Tornano alla mente le immagini del segretario che lascia Roma per tornare a Bettola, l’immancabile sigaro in mano. Sono i giorni delle consultazioni di Napolitano. Dopo un primo incontro con il presidente, al Quirinale la delegazione Pd viene guidata dal vicesegretario Enrico Letta. Oppure Bersani questa sera. Chiuso nel suo studio a Montecitorio al termine dell’incredibile quarto scrutinio. Al suo fianco solo un pugno di dirigenti: il vice Letta, Anna Finocchiaro, Roberto Speranza. A pochi metri di distanza, in Transatlantico, parecchi parlamentari già chiedono le dimissioni del leader. Una richiesta insistente, diffusa, ma a bassa voce. Perché nonostante i tanti nemici interni, in questi mesi l’unico ad aver sfidato apertamente il leader è stato Matteo Renzi.
Adesso è facile elencare degli errori di Bersani. Quella campagna elettorale giocata tutta in difesa. Convinto di poter raggiungere Palazzo Chigi senza troppi sforzi, grazie al successo delle primarie. Forse il vero sbaglio è stato proprio quello. La sfida al sindaco rottamatore non ha lanciato il Pd nei sondaggi. Lo ha spaccato. In quel lungo confronto con Renzi si è aperta una ferita che non si è più rimarginata. Nel gruppo dirigente e nell’elettorato.

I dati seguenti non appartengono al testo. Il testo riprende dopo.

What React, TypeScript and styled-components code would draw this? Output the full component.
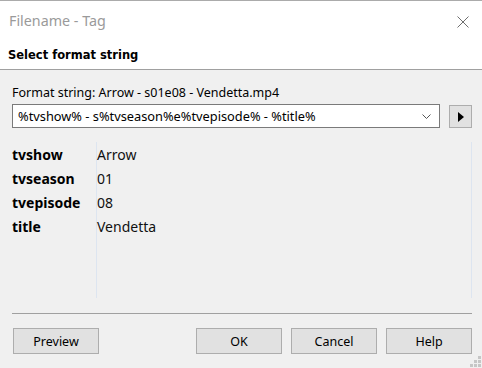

Ora Bersani si dimette. Lascia dopo essere stato accusato – dentro e fuori il Pd – di aver anteposto le sue ambizioni alle necessità del Paese. Gli hanno rimproverato di essere testardo e ostinato. Di essere pronto a tutto pur di salire a Palazzo Chigi. Proprio lui che dopo il deludente risultato elettorale aveva assicurato che non avrebbe «abbandonato la nave», specificando di essere pronto a restare a bordo «da capitano, ma anche da mozzo». Due mesi e un centinaio di traditori dopo, Bersani ha deciso di sbarcare.